• _DIRECTION_:
Gather up the lines that contain "React".

• _RECORDS FOR THIS TASK_:
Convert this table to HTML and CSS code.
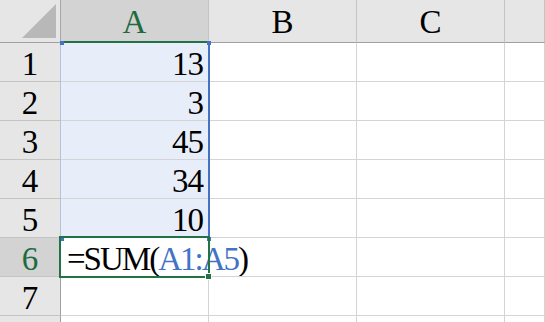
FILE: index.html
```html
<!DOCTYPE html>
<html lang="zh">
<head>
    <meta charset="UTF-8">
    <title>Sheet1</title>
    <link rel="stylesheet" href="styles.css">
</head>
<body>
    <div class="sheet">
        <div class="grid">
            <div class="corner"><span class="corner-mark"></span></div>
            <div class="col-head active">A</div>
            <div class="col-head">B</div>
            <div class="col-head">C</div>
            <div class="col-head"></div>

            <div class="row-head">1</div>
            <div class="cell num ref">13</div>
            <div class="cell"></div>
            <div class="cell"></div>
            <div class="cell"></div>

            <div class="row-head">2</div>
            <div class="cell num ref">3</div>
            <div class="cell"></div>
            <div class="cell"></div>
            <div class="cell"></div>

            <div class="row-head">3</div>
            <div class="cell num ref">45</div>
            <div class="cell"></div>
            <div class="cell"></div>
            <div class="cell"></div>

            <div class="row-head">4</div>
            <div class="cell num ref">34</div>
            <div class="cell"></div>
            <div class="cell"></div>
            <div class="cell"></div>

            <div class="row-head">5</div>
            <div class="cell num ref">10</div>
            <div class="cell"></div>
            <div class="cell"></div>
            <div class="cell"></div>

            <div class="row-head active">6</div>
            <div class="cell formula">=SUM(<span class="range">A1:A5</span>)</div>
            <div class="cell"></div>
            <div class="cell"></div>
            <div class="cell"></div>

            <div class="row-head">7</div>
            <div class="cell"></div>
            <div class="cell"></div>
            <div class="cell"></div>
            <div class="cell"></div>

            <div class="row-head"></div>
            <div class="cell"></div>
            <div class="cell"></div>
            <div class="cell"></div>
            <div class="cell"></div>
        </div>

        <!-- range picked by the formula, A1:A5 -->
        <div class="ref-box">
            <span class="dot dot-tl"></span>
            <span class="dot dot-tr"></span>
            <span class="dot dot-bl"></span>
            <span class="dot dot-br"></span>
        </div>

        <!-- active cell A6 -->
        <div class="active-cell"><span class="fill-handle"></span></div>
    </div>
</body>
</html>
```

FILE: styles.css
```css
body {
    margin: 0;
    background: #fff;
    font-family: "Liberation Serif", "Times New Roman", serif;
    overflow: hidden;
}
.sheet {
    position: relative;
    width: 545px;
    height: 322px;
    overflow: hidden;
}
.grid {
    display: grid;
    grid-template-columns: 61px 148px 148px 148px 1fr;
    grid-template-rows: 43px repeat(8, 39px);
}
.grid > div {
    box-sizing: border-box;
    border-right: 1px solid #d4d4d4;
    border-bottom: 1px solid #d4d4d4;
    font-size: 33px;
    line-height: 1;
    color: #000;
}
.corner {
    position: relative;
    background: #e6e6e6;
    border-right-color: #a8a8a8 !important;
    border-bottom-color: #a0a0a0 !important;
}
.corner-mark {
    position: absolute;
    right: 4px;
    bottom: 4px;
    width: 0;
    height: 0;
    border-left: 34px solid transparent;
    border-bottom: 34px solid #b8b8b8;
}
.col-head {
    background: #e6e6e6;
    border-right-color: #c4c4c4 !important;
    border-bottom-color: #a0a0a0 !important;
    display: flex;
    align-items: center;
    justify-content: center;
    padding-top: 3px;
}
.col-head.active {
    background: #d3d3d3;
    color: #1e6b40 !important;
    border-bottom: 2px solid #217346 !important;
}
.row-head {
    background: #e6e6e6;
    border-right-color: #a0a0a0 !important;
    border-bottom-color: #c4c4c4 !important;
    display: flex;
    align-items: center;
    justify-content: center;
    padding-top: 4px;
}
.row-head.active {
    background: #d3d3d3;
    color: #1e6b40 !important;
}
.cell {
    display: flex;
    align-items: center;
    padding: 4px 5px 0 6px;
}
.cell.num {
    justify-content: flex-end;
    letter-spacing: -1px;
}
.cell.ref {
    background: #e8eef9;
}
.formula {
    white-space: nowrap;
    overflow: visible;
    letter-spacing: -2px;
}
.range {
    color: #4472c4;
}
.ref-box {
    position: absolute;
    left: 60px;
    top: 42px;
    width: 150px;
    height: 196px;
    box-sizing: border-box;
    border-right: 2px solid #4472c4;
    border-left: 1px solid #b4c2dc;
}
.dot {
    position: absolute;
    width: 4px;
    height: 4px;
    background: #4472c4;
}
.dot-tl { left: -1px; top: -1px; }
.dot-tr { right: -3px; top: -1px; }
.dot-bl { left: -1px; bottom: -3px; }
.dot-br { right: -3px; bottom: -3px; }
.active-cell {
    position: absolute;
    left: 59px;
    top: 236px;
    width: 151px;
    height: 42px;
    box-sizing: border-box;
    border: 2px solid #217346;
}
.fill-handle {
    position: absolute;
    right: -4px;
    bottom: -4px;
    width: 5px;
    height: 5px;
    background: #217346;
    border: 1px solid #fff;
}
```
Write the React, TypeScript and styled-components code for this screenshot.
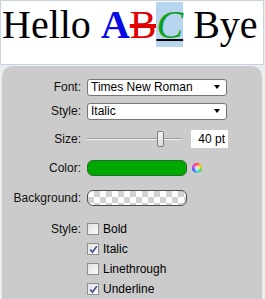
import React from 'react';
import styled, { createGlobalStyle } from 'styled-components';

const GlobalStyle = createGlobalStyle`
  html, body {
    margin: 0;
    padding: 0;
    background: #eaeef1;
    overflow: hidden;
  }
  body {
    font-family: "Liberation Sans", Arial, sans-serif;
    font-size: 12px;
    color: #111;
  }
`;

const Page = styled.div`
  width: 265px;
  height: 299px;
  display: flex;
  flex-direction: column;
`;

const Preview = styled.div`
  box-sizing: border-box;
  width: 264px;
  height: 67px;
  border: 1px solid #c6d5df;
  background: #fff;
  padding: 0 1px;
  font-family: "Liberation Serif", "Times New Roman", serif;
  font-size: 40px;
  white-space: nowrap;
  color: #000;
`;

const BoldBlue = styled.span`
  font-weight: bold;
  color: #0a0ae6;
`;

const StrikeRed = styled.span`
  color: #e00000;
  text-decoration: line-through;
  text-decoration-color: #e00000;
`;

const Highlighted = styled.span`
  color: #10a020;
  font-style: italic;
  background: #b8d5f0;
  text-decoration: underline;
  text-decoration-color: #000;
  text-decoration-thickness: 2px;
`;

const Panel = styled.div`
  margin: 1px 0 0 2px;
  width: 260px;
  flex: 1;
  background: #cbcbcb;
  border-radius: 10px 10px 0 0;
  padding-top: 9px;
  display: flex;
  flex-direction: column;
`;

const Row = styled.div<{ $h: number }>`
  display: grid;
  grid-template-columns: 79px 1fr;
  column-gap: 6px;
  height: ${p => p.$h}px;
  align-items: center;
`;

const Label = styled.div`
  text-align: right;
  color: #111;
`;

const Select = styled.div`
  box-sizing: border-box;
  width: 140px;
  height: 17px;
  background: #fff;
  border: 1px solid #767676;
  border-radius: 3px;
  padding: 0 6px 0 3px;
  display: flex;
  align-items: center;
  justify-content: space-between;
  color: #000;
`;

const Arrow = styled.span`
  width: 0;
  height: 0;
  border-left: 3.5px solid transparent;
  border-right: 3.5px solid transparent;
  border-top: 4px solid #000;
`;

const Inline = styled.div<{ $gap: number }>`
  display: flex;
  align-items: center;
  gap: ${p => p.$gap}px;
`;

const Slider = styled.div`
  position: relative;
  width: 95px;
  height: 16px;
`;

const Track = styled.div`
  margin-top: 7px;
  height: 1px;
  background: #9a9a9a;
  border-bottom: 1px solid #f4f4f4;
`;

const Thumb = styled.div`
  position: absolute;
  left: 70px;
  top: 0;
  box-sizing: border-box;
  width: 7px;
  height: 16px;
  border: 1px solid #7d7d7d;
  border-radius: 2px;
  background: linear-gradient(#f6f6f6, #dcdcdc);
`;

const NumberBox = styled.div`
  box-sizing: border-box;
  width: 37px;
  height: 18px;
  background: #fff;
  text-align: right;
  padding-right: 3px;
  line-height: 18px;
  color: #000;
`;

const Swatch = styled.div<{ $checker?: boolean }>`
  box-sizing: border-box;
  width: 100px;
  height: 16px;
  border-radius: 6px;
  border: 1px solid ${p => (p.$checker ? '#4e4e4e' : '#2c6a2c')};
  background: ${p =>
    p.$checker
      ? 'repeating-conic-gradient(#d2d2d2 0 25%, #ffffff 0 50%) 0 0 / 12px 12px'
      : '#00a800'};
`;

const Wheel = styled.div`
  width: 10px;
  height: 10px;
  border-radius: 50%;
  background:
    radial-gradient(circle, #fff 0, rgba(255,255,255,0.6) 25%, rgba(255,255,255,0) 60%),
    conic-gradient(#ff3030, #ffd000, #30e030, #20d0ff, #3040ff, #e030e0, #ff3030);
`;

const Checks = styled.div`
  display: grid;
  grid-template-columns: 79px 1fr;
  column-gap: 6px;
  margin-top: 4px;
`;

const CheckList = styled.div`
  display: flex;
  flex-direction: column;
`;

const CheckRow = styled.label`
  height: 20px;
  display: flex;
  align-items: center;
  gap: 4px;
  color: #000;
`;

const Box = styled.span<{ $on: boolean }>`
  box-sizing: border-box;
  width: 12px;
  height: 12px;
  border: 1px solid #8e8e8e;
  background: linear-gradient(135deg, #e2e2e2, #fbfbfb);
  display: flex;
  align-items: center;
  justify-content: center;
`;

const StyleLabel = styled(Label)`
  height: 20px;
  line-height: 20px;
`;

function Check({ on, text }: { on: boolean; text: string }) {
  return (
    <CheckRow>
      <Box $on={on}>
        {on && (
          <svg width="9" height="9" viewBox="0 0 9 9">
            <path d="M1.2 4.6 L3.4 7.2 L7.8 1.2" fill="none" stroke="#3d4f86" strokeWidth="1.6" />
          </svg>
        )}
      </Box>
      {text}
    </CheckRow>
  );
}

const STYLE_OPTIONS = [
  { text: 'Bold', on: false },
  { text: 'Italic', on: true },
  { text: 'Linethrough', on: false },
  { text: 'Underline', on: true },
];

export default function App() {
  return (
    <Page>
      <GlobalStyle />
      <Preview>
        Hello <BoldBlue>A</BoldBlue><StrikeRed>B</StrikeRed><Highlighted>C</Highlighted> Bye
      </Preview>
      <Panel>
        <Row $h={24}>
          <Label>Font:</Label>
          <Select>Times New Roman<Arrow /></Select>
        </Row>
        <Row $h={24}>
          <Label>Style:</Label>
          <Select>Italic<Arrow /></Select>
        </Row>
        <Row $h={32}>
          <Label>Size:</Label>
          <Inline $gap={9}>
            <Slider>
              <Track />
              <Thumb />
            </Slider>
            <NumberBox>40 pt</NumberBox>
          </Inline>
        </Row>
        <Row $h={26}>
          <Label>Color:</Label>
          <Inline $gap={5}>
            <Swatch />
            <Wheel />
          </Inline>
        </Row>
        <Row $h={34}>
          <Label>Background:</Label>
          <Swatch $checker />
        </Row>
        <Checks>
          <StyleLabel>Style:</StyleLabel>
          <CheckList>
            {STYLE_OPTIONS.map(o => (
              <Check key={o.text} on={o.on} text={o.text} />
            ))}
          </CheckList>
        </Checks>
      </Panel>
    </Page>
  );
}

• _EXERCISE OUTPUT_:
Write the React, TypeScript and styled-components code for this screenshot.
import React from 'react';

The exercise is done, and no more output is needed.